In FIG. 16 each line styles corresponds to a specific frequency processed with the optimal phase mode algorithm (thicker line styles) and the conventional beamformer (thinner line styles).

Claims

1. A method comprising:

receiving sound at a plurality of discrete microphones arranged in a circular array, at least some of said microphones producing signals in response to said sound,

performing a first signal processing algorithm comprising a broadside processing technique on sound originating from one or more of a first set of directions relative to said array to isolate a first sound source located within the first set of directions; and

performing a second signal processing algorithm comprising an end-fire processing technique on sound originating from one or more of a second set of directions relative to said array to isolate a second sound source located within the second set of directions;

wherein the second sound source is separate from the first sound source;

wherein the first set of directions comprises directions up to a threshold angle from a perpendicular to the plane of the array.

2. The method as claimed in claim 1 wherein the threshold angle is between 50° and 70°.

3. The method as claimed in claim 1 wherein the second processing algorithm comprises super-directive beamforming.

4. The method as claimed in claim 1 further comprising using an orientation sensor to determine an orientation of the array and using said orientation to determine an first and second portions of sound.

5. The method as claimed in claim 1 comprising receiving sound at a plurality of discrete microphones arranged in a plurality of concentric circular arrays.

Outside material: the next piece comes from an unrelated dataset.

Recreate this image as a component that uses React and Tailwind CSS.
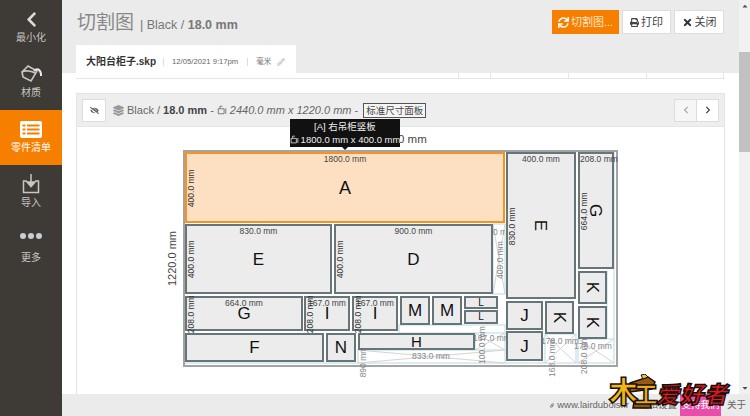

6. The method as claimed in claim 5 wherein a radius of each concentric circular array is calculated by reference to a maximum phase mode order, M, the number of circular concentric arrays, P and a number of microphones in each concentric circular array, N, by equating the standard form of the frequency-weighted white noise gain to a form dependent on the aforementioned variables given by: ( 2 ⁢ M + 1 ) 2 [ ∑ m = - M m = M 1 ∑ p = 0 P N p ⁢ ❘ "\[LeftBracketingBar]" J m ( kR p ) ❘ "\[RightBracketingBar]" 2 ] - 1.

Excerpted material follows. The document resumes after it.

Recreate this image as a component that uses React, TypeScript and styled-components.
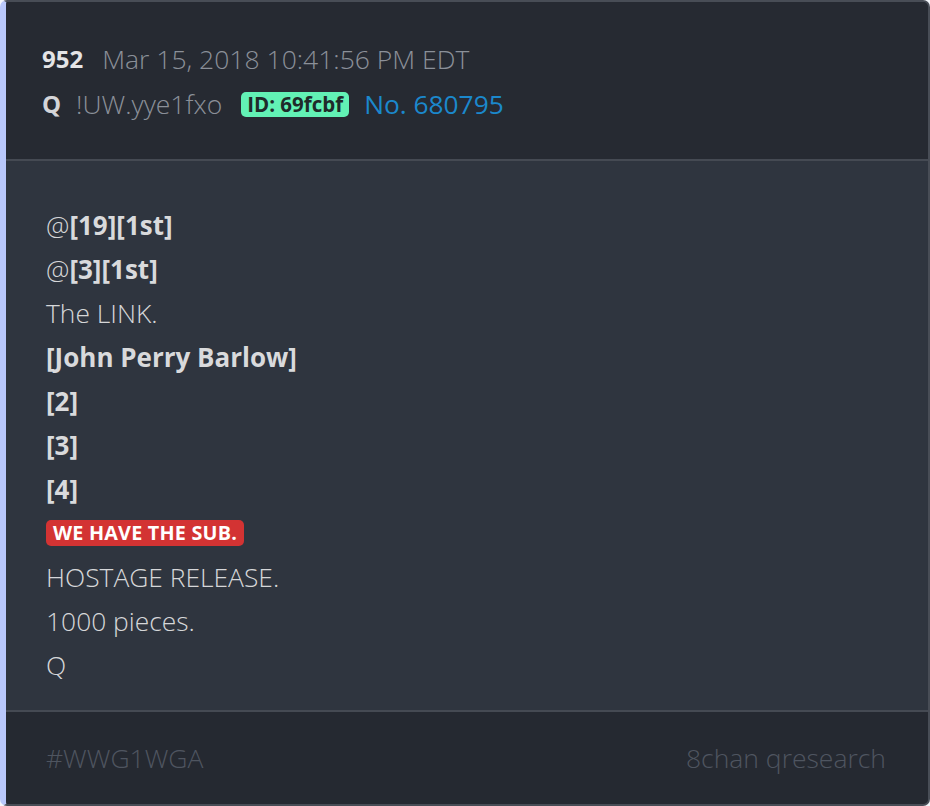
import styled, { createGlobalStyle } from "styled-components";

const GlobalStyle = createGlobalStyle`
  html, body {
    margin: 0;
    padding: 0;
    background: #f4f6fb;
  }
  body {
    font-family: "Open Sans", "Noto Sans", sans-serif;
  }
`;

const lines: { text: string; kind: "mention" | "plain" | "bold" | "red" }[] = [
  { text: "[19][1st]", kind: "mention" },
  { text: "[3][1st]", kind: "mention" },
  { text: "The LINK.", kind: "plain" },
  { text: "[John Perry Barlow]", kind: "bold" },
  { text: "[2]", kind: "bold" },
  { text: "[3]", kind: "bold" },
  { text: "[4]", kind: "bold" },
  { text: "WE HAVE THE SUB.", kind: "red" },
  { text: "HOSTAGE RELEASE.", kind: "plain" },
  { text: "1000 pieces.", kind: "plain" },
  { text: "Q", kind: "plain" },
];

export default function App() {
  return (
    <>
      <GlobalStyle />
      <Card>
        <Header>
          <MetaRow>
            <PostNum>952</PostNum>
            <Muted>Mar 15, 2018 10:41:56 PM EDT</Muted>
          </MetaRow>
          <MetaRow>
            <Author>Q</Author>
            <Muted>!UW.yye1fxo</Muted>
            <IdBadge>ID: 69fcbf</IdBadge>
            <PostLink>No. 680795</PostLink>
          </MetaRow>
        </Header>
        <Body>
          {lines.map((line, i) => (
            <Line key={i}>
              {line.kind === "mention" && (
                <>
                  @<b>{line.text}</b>
                </>
              )}
              {line.kind === "plain" && line.text}
              {line.kind === "bold" && <b>{line.text}</b>}
              {line.kind === "red" && <RedTag>{line.text}</RedTag>}
            </Line>
          ))}
        </Body>
        <Footer>
          <span>#WWG1WGA</span>
          <span>8chan qresearch</span>
        </Footer>
      </Card>
    </>
  );
}

const Card = styled.div`
  box-sizing: border-box;
  width: 930px;
  height: 806px;
  display: flex;
  flex-direction: column;
  border: 2px solid #484d56;
  border-left: 6px solid #b9c8fb;
  border-radius: 7px;
  overflow: hidden;
  background: #2f353f;
`;

const Header = styled.div`
  background: #262a32;
  height: 159px;
  box-sizing: border-box;
  padding: 41px 0 0 36px;
  border-bottom: 2px solid #454a53;
  display: flex;
  flex-direction: column;
  gap: 13px;
`;

const MetaRow = styled.div`
  display: flex;
  align-items: center;
  gap: 15px;
  font-size: 26.5px;
  font-weight: 300;
  line-height: 32px;
  height: 32px;
`;

const PostNum = styled.span`
  font-weight: 700;
  color: #e4e4e6;
  font-size: 24px;
  margin-right: 4px;
`;

const Author = styled.span`
  font-weight: 700;
  color: #d4d5d8;
  font-size: 24px;
`;

const Muted = styled.span`
  color: #8b9099;
`;

const IdBadge = styled.span`
  background: #62f2b5;
  color: #1f2b2a;
  font-weight: 700;
  font-size: 20.5px;
  line-height: 25px;
  padding: 0 6px;
  border-radius: 5px;
  margin-left: 4px;
`;

const PostLink = styled.span`
  color: #1b88cc;
  font-weight: 400;
  font-size: 26.3px;
`;

const Body = styled.div`
  flex: 1;
  box-sizing: border-box;
  padding: 42px 0 0 40px;
  border-bottom: 2px solid #454a53;
  display: flex;
  flex-direction: column;
`;

const Line = styled.div`
  color: #d6d7d9;
  font-size: 26.4px;
  font-weight: 300;
  line-height: 44px;
  height: 44px;
  display: flex;
  align-items: center;

  b {
    font-weight: 700;
    font-size: 26px;
    color: #d9dadc;
  }
`;

const RedTag = styled.span`
  background: #d33333;
  color: #ffffff;
  font-weight: 700;
  font-size: 19.8px;
  line-height: 26px;
  padding: 0 7px;
  border-radius: 5px;
  letter-spacing: 0.2px;
`;

const Footer = styled.div`
  background: #252931;
  height: 92px;
  box-sizing: border-box;
  padding: 0 42px 0 40px;
  display: flex;
  align-items: center;
  justify-content: space-between;
  color: #4f5560;
  font-size: 26.5px;
  font-weight: 300;
`;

7. The method as claimed in claim 1, further comprising using one or more cameras to determine an orientation of the array and to determine whether to apply the first or the second signal processing algorithm to the signals from the plurality of discrete microphones.

8. A system for capturing sound comprising:

a plurality of discrete microphones arranged in a circular array,

a processing system arranged to perform a first signal processing algorithm comprising a broadside processing technique on sound originating from one or more of a first set of directions relative to said array to isolate a first sound source located within the first set of directions;

wherein said processing system is arranged to perform a second signal processing algorithm comprising an end-fire processing technique on sound originating from one or more of a second set of directions relative to said array to isolate a second sound source located within the second set of directions;

wherein the second sound source is separate from the first sound source

wherein the first set of directions comprises directions up to a threshold angle from a perpendicular to the plane of the array.

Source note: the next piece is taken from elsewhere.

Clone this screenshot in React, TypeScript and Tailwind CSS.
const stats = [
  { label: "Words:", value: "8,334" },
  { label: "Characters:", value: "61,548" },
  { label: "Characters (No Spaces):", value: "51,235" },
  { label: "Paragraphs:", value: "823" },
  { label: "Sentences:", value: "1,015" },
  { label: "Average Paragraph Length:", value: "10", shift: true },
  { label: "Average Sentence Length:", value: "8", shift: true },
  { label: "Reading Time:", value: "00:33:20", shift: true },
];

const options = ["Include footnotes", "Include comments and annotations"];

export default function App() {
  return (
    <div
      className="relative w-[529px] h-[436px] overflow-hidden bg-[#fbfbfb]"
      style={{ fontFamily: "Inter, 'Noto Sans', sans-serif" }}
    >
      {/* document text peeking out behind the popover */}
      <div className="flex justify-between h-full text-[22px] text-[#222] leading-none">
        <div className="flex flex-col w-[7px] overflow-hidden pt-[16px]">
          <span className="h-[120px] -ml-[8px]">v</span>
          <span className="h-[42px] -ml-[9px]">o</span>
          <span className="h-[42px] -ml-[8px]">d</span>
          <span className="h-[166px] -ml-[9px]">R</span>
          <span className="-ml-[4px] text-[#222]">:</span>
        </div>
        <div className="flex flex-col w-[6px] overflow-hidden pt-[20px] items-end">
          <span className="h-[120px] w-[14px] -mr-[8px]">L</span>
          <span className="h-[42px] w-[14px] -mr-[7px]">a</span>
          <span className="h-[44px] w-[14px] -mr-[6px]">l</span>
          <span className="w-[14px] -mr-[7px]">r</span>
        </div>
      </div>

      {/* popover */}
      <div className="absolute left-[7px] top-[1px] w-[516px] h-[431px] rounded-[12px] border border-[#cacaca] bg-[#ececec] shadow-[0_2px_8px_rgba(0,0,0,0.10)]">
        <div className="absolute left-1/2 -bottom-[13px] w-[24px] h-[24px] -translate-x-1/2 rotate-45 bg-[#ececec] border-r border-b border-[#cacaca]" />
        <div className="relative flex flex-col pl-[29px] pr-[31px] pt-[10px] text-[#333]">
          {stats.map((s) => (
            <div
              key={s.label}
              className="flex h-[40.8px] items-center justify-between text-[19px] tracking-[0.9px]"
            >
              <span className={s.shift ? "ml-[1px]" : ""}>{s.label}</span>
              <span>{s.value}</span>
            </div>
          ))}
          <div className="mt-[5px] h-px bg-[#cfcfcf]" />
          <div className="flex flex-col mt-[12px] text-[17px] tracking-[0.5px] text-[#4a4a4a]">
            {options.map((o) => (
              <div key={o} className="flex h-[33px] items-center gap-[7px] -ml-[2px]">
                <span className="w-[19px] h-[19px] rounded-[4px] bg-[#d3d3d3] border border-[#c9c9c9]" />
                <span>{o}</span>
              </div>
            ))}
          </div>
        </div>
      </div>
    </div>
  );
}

9. The system as claimed in claim 8, further comprising a support structure.

10. The system as claimed in claim 9, wherein the plurality of discrete microphones comprise a first array and said plurality of microphone signals comprise a plurality of first microphone signals, said system further comprising a second plurality of discrete microphones arranged on the support structure in a second circular array, concentric with the first circular array and arranged to provide a respective plurality of second microphone signals, wherein the first plurality of microphones are mounted so that they have vectors normal to their respective membranes oriented substantially radially with respect to the first circular array and the second plurality of microphones are mounted so that they have vectors normal to their respective membrane oriented substantially parallel to an axis of the second circular array.

11. The system as claimed in claim 8, wherein the processing subsystem is arranged to filter out spatial noise according to respective algorithms designated for each of a plurality of noise directions.

12. The system as claimed in claim 8, comprising a plurality of concentric circular arrays of microphones.

13. The system as claimed in claim 8, wherein a limiting aperture of the concentric circular arrays is equal to 2π/k1, where k1 is a smallest wavenumber the array is designed to detect.

14. The system as claimed in claim 8 comprising a centre microphone(s) at a centre of the circular array(s).

15. The system as claimed in claim 8, wherein a maximum excited phase mode order for which the system is optimized is in the range 1 to 15.

16. The system as claimed in claim 8 wherein said microphones have a spacing less than or equal to half a wavelength of a highest frequency signal the array is designed to sample.

17. The system as claimed in claim 8 wherein the microphones are arranged at equal angular spacings around the circular array(s).

18. The system or device as claimed in claim 8, wherein the first plurality of discrete microphone and the second plurality of microphones are mounted on a common ring.

19. The system or device as claimed in claim 8, wherein the second plurality of microphones are at the same angular positions on the circular array as the first plurality of microphones.

20. The system as claimed in claim 8, further comprising one or more cameras configured to generate images, wherein the processing system is arranged to use the images to determine an orientation of the array and to determine whether to apply the first or the second signal processing algorithm to the signals from the plurality of discrete microphones.